If your application makes more than one database round-trip to produce a single output row, you almost certainly have an N+1 problem. One query, one result set.


M5

Tuning Memory and Configuration

~15 min

Query rewrites and indexes fix the immediate problems. Correct configuration makes everything faster by default. This module covers the settings that have the most impact.

  • shared_buffers: how much RAM PostgreSQL uses for caching (target 25% of RAM)
  • work_mem: memory per sort and hash operation (tune carefully — it multiplies)
  • effective_cache_size: tells the planner how much OS cache is available
  • max_connections and when to add PgBouncer connection pooling
  • Autovacuum tuning for high-write tables
  • checkpoint_completion_target and wal_buffers for write throughput

Check current cache hit ratio:

SELECT
  round(
    100.0 * sum(heap_blks_hit) /
    nullif(sum(heap_blks_hit) + sum(heap_blks_read), 0),
    2
  ) AS cache_hit_ratio_pct
FROM pg_statio_user_tables;
-- Target: > 95%

Key Takeaway

shared_buffers is the single highest-impact configuration setting. If your cache hit ratio is below 95%, increase it. But don't chase configuration until you've fixed query and index problems first.


M6

Building a Performance Monitoring Habit

~15 min

One-time tuning doesn't last. Slow queries appear as data grows and workloads change. This module shows you how to catch problems early with minimal overhead.
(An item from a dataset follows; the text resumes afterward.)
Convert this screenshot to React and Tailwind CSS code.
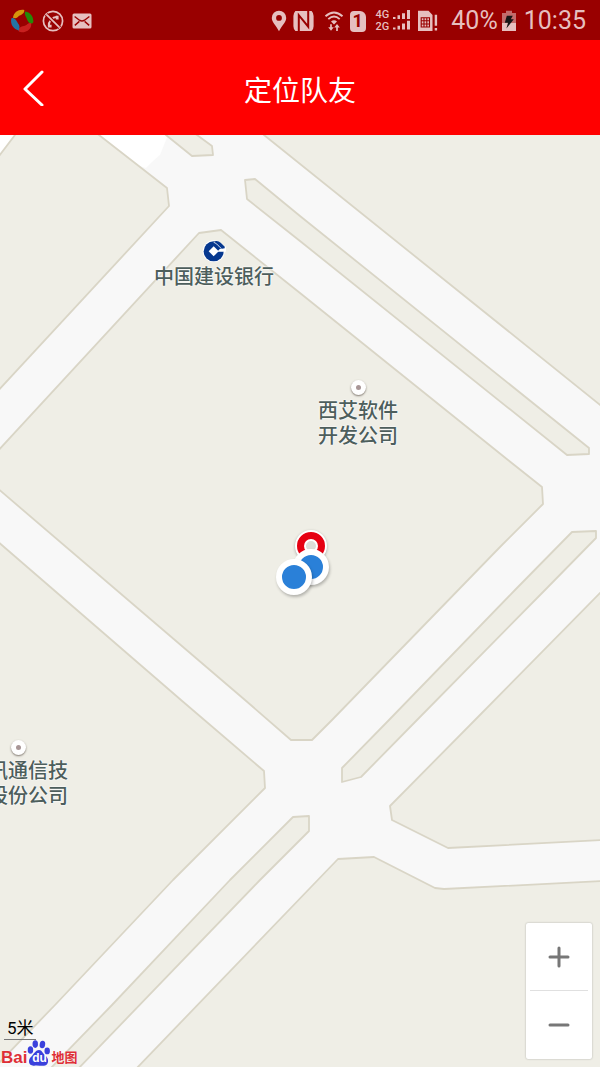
const BLOCKS = [
  '-4,160 15,135 15,131 94,131 99,135 167,188 169,206 -4,393',
  '160,130 166,135 192,156 213,155 212,146 197,135 190,130',
  '259,131 264,135 604,408 604,131',
  '245,180 255,179 300,216 589,448 589,454 567,455 300,241 247,199',
  '199,233 221,230 300,293 508,460 542,487 543,504 500,547 332,720 312,740 291,740 245,700 -4,487 -4,453',
  '-4,540 181,700 264,771 265,788 173,880 55,1005 -4,1066',
  '293,817 309,816 309,831 260,880 76,1071 48,1071 112,1005 230,880',
  '338,859 374,857 435,888 444,889 604,881 604,1071 134,1071',
  '475,720 604,589 604,840 448,848 392,820 390,806',
  '572,532 596,531 596,538 545,590 417,720 361,777 342,782 342,768 389,720 515,590',
];

function StatusBar() {
  return (
    <div className="flex h-10 items-center justify-between bg-[#990000] pt-0.5 pr-3.5 pl-2.5 text-[#e6bfbf]">
      <div className="flex items-center">
        <svg className="h-6 w-6" viewBox="30 25 74 74" aria-hidden="true">
          <path d="M39 52C42 34 57 25 74 28C75 38 66 42 58 46C52 51 50 56 39 52Z" fill="#d6960c" />
          <path d="M77 33C94 36 103 50 102 66C96 75 87 68 83 58C80 48 73 42 77 33Z" fill="#258a08" />
          <path d="M95 69C98 84 85 97 66 97C60 96 57 94 56 92C58 80 67 79 76 77C84 74 87 66 95 69Z" fill="#c8201f" />
          <path d="M34 54C44 50 48 59 54 68C60 75 61 81 57 91C42 87 30 73 34 54Z" fill="#2474a4" />
        </svg>
        <svg className="ml-2 h-[22px] w-[22px]" viewBox="0 0 22 22" fill="none" stroke="currentColor" aria-hidden="true">
          <circle cx="11" cy="11" r="9.6" strokeWidth="1.7" />
          <path d="M6.8 16.2C6.5 11.5 10 7.3 15.3 6.8" strokeWidth="2" />
          <path d="M6 16.2h3.6M15.2 5.8v3.6" strokeWidth="2.8" />
          <path d="M4.3 4.3 17.7 17.7" stroke="#990000" strokeWidth="4" />
          <path d="M4.3 4.3 17.7 17.7" strokeWidth="1.7" />
        </svg>
        <svg className="ml-2 h-4 w-5" viewBox="0 0 20 16" aria-hidden="true">
          <rect x="0.5" y="0.5" width="19" height="15" rx="1.5" fill="currentColor" />
          <path d="M2.6 3.5 7.5 7.2Q10 8.7 12.5 7.2L17.4 3.5M2.8 12.4 7.4 8.4M17.2 12.4 12.6 8.4" fill="none" stroke="#990000" strokeWidth="1.4" />
        </svg>
      </div>
      <div className="flex items-center">
        <svg className="h-[22px] w-4" viewBox="0 0 16 22" aria-hidden="true">
          <path d="M8 .7A7.2 7.2 0 0 0 .8 8C.8 12.3 5 15.2 8 21.3 11 15.2 15.2 12.3 15.2 8A7.2 7.2 0 0 0 8 .7ZM8 5a2.9 2.9 0 1 1 0 5.8A2.9 2.9 0 0 1 8 5Z" fill="currentColor" fillRule="evenodd" />
        </svg>
        <svg className="ml-1.5 h-[22px] w-[21px]" viewBox="0 0 21 22" aria-hidden="true">
          <path d="M2.4 1H18.6Q20.6 3 20.6 6V16Q20.6 19 18.6 21H2.4Q.4 19 .4 16V6Q.4 3 2.4 1Z" fill="currentColor" />
          <path d="M5.8 21V5.2L15.2 16.6V1" fill="none" stroke="#990000" strokeWidth="2" />
        </svg>
        <svg className="ml-2.5 h-[22px] w-5" viewBox="0 0 20 22" fill="none" stroke="currentColor" aria-hidden="true">
          <path d="M1.5 6.2Q10-1.4 18.5 6.2M4.3 9.1Q10 4.1 15.7 9.1" strokeWidth="1.9" />
          <path d="M7 11.6Q10 9 13 11.6L10 14.6Z" fill="currentColor" stroke="none" />
          <path d="M7 14.3V18M13 21V16.5" strokeWidth="1.7" />
          <path d="M4.2 17.2H9.8L7 20.8ZM10.2 17.6H15.8L13 14Z" fill="currentColor" stroke="none" />
        </svg>
        <span className="ml-1.5 flex h-[21px] w-4 items-center justify-center rounded-sm rounded-tr-md bg-[#e6bfbf] text-lg leading-5 font-bold text-[#990000]">1</span>
        <span className="ml-2.5 flex flex-col text-[11px] leading-[12px] font-medium">
          <span>4G</span>
          <span>2G</span>
        </span>
        <svg className="ml-1 h-[22px] w-[18px]" viewBox="0 0 18 22" fill="currentColor" aria-hidden="true">
          <path d="M0 7h2.5v2H0zM4.5 5.3H7V9H4.5zM9 3.2h3V9H9zM14 0h3v9h-3zM0 17.5h2.5v2H0zM4.5 15.8H7v3.7H4.5zM9 13.5h3v6H9zM14 10.8h3v8.7h-3z" />
        </svg>
        <svg className="ml-1.5 h-[22px] w-[22px]" viewBox="0 0 22 22" fill="currentColor" aria-hidden="true">
          <path d="M1 .7H11.5L15.5 5V21H1Z" />
          <path d="M4.2 7.8H12.5V17H4.2ZM4.2 10.8H12.5M4.2 14H12.5M7 7.8V17M9.8 7.8V17" fill="none" stroke="#990000" strokeWidth="1.1" />
          <path d="M17.7 4.8h2.4v11h-2.4zM17.7 18h2.4v2.6h-2.4z" />
        </svg>
        <span className="ml-3 text-[25px] leading-8">40%</span>
        <svg className="ml-1 h-[22px] w-3.5" viewBox="0 0 14 22" aria-hidden="true">
          <path d="M0 3H4V.8H10V3H14V21H0Z" fill="#c36b6b" />
          <path d="M0 13H14V21H0Z" fill="#e6bfbf" />
          <path d="M4.8 5.7H10.8L8.8 9.2H11.8L4.4 18.6 6 12.7H2.8Z" fill="#151515" />
        </svg>
        <span className="ml-2 text-[25px] leading-8">10:35</span>
      </div>
    </div>
  );
}

function MapDrawing() {
  return (
    <svg className="absolute inset-0 h-full w-full" viewBox="0 135 600 932" preserveAspectRatio="xMinYMin slice" aria-hidden="true">
      <rect x="0" y="135" width="600" height="932" fill="#f8f8f8" />
      <path d="M0 135H15L0 155ZM99 135H168L160 155 153 161 146 168 120 160Z" fill="#fff" />
      <g fill="#efeee6" stroke="#d9d5c6" strokeWidth="1.8" strokeLinejoin="round">
        {BLOCKS.map((points) => (
          <polygon key={points} points={points} />
        ))}
      </g>
    </svg>
  );
}

function PoiDot() {
  return (
    <span className="flex size-[15px] items-center justify-center rounded-full bg-white shadow-[0_1px_2px_rgba(80,70,60,0.7)]">
      <span className="size-[5px] rounded-full bg-[#a89696]" />
    </span>
  );
}

const LABEL =
  "text-xl leading-[25px] font-medium whitespace-nowrap text-[#4d5e5c] [text-shadow:0_0_2px_#fff,0_0_2px_#fff]";

function Teammate() {
  return <span className="block size-9 rounded-full border-6 border-white bg-[#2a80d8] shadow-[1px_2px_3px_rgba(0,0,0,0.25)]" />;
}

export default function App() {
  return (
    <div className="flex min-h-screen flex-col bg-[#f8f8f8] font-[Roboto,'Noto_Sans_CJK_SC',sans-serif]">
      <StatusBar />
      <header className="grid h-[95px] grid-cols-[64px_1fr_64px] items-center bg-[#ff0000] text-white">
        <button type="button" aria-label="返回" className="flex h-16 items-center pl-[22px]">
          <svg className="h-9 w-6" viewBox="0 0 24 36" fill="none" stroke="currentColor" strokeWidth="3" strokeLinecap="round" strokeLinejoin="round">
            <path d="M20 2 3 19 20 35" />
          </svg>
        </button>
        <h1 className="pt-2 text-center text-[28px] leading-10 font-normal">定位队友</h1>
      </header>
      <main className="relative flex-1 overflow-hidden">
        <MapDrawing />

        <div className="absolute top-[105px] left-[154px] flex flex-col items-center gap-[3px]">
          <svg className="h-[22px] w-6" viewBox="605 328 72 66" aria-hidden="true">
            <circle cx="640" cy="362" r="33" fill="#fff" />
            <circle cx="640" cy="362" r="30" fill="#06388f" />
            <path d="M652 362 661 352 680 346V363H654Z" fill="#fff" />
            <path d="M646 331Q655 330 661 336L673 348V353L661 355 640 336Z" fill="#06388f" />
            <path d="M640 335Q648 337 663 354" fill="none" stroke="#fff" strokeWidth="2.5" />
            <path d="M640 347 655 362 640 377 625 362Z" fill="#fff" />
          </svg>
          <span className={LABEL}>中国建设银行</span>
        </div>

        <div className="absolute top-[245px] left-[318px] flex flex-col items-center gap-1">
          <PoiDot />
          <span className={LABEL}>西艾软件<br />开发公司</span>
        </div>

        <div className="absolute top-[605px] -left-8 flex w-[100px] flex-col items-center gap-1">
          <PoiDot />
          <span className={`${LABEL} self-end`}>讯通信技<br />股份公司</span>
        </div>

        <span className="absolute top-[395px] left-[295px] size-8 rounded-full border-2 border-white bg-[#e60012] p-[7px] shadow-[0_1px_3px_rgba(0,0,0,0.3)]">
          <span className="block size-full rounded-full border-2 border-white bg-[#dddcd8]" />
        </span>
        <span className="absolute top-[414px] left-[293px]"><Teammate /></span>
        <span className="absolute top-[424px] left-[276px]"><Teammate /></span>

        <div className="absolute right-2 bottom-2 flex w-[66px] flex-col rounded-xs bg-white px-1 text-[#777] shadow-[0_0_2px_rgba(0,0,0,0.3)]">
          <button type="button" aria-label="放大" className="flex h-[68px] items-center justify-center border-b border-[#e0e0e0]">
            <svg className="size-6" viewBox="0 0 24 24" stroke="currentColor" strokeWidth="3" strokeLinecap="round">
              <path d="M3 12H21M12 3V21" />
            </svg>
          </button>
          <button type="button" aria-label="缩小" className="flex h-[68px] items-center justify-center">
            <svg className="size-6" viewBox="0 0 24 24" stroke="currentColor" strokeWidth="3" strokeLinecap="round">
              <path d="M3 12H21" />
            </svg>
          </button>
        </div>

        <div className="absolute bottom-0 left-0">
          <div className="ml-1 w-8 border-b border-[#777] pl-[3px] text-[17px] leading-[22px] whitespace-nowrap text-black">5米</div>
          <div className="flex h-[27px] items-end font-['Liberation_Sans','Noto_Sans_CJK_SC',sans-serif] font-bold text-[#de2f36] [text-shadow:0_0_1px_#fff]">
            <span className="pl-px text-[17px] leading-[18px]">Bai</span>
            <span className="relative flex h-7 w-6 items-end justify-center text-white">
              <svg className="absolute inset-0 h-full w-full" viewBox="82 102 70 82" fill="#3b41dc" aria-hidden="true">
                <ellipse cx="92" cy="134" rx="8" ry="11" />
                <ellipse cx="106" cy="117" rx="8" ry="11" />
                <ellipse cx="127" cy="118" rx="8" ry="11" transform="rotate(10 127 118)" />
                <ellipse cx="141" cy="137" rx="8" ry="10" />
                <path d="M117 134C126 134 128 145 136 151 146 158 148 178 132 180 124 181 110 178 103 180 86 182 84 164 93 155 101 148 106 134 117 134Z" />
              </svg>
              <span className="relative text-xs leading-[18px] [text-shadow:none]">du</span>
            </span>
            <span className="text-[13px] leading-[18px]">地图</span>
          </div>
        </div>
      </main>
    </div>
  );
}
  • Enabling and using pg_stat_statements for query-level profiling
  • Setting up a weekly slow query review (top 20 by total time)
  • Alerting on p95 query latency, connection pool usage, and replication lag
  • Using auto_explain to log plans for queries over a threshold
  • Tracking index bloat and table bloat quarterly
  • pgBadger for log-based query analysis

Enable auto_explain for slow queries:

-- In postgresql.conf:
shared_preload_libraries = 'pg_stat_statements,auto_explain'
auto_explain.log_min_duration = '500ms'
auto_explain.log_analyze = on
auto_explain.log_buffers = on

Key Takeaway

Review pg_stat_statements weekly. A query that ran in 50ms last month and now runs in 500ms is telling you something changed — catch it before it becomes an incident.